The real blind spot is that everyone expects the Fed to eventually cut. But without forward guidance, the timing is completely unanchored. If the next CPI comes in hot (core >0.4% month-over-month), the market will have to price in a non-hike cycle, not just delayed cuts. That would be a violent repricing. I’ve already seen a spike in bids for 0DTE puts on BTC and a corresponding drop in open interest for long-dated calls. The options market is pricing in a 30% chance of a -10% drawdown in BTC before July, up from 12% a month ago.
Takeaway: Actionable Levels and Personal Strategy
I’m not a macro forecaster. I trade flows. The Fed’s silence means I no longer have a reliable input for liquidity expectations. So I’m shrinking my directional exposure and leaning into volatility strategies.
- BTC: I’m short delta bias above $70,000 with June expiry puts at $60,000. If BTC breaks $68,000, I’ll add another layer at $55,000. The 200-day moving average sits at $52,000, but I don’t think we get there without a black swan. The real support is $56,000, where the realized price for short-term holders converges.
- ETH: I’m long gamma into the ETF decision. I own June 28 $3,200 calls funded by selling $3,800 calls. This is a binary event trade, not a macro hold. The on-chain activity on Ethereum Mainnet has actually increased since May 22—daily active addresses up 4%, and gas used for DeFi transactions up 7%. That suggests organic demand, not just speculation.
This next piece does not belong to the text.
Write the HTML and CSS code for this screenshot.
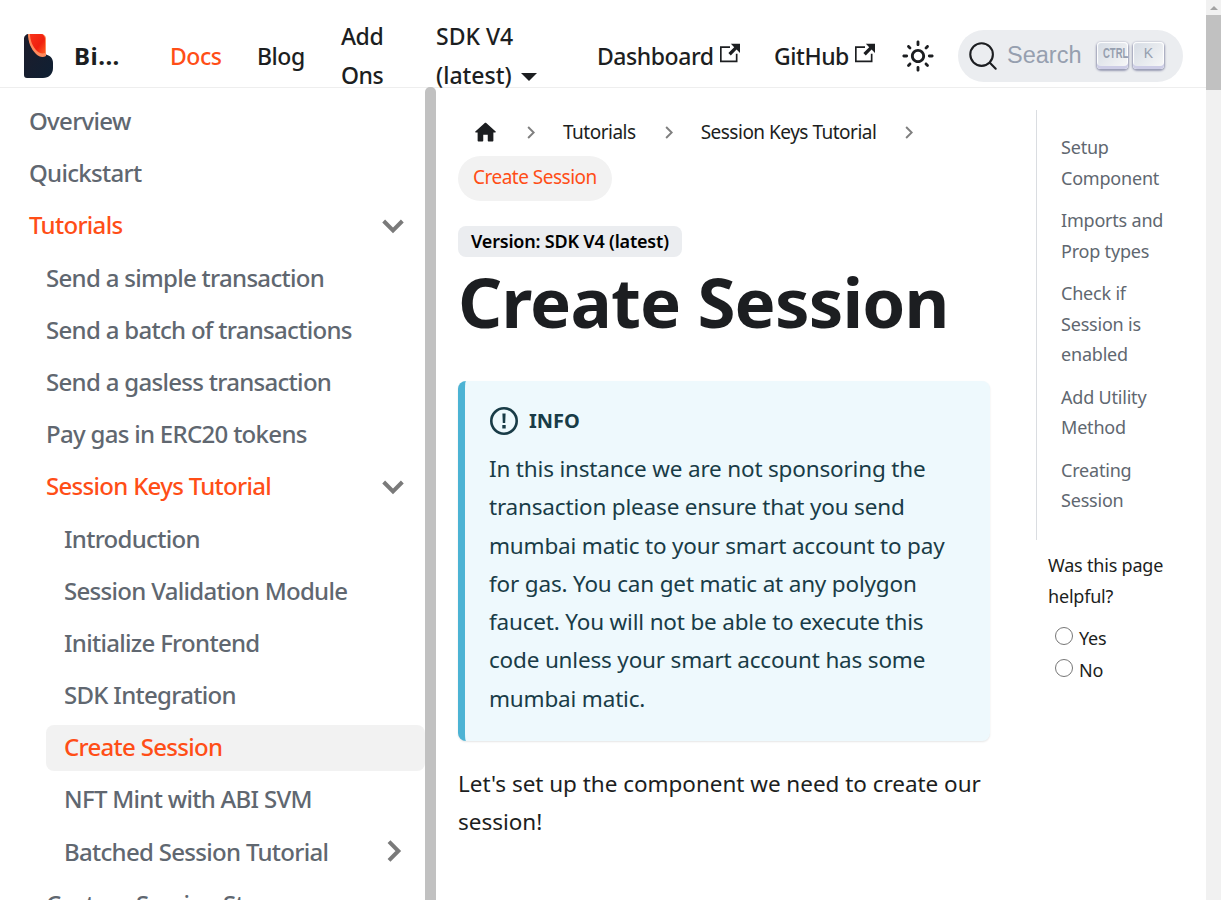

- Risk management: I’ve set a hard stop on my entire crypto book if total crypto market cap drops below $2.2 trillion or if BTC realized volatility (30-day) exceeds 80%. The Fed’s data dependence means we’ll swing on every headline. Survival is about staying solvent.
Code executes promises; men make excuses.
The chart is just the echo; the code is the voice. Right now, the echo is saying: uncertainty remains the only constant. Prepare for chop, not direction.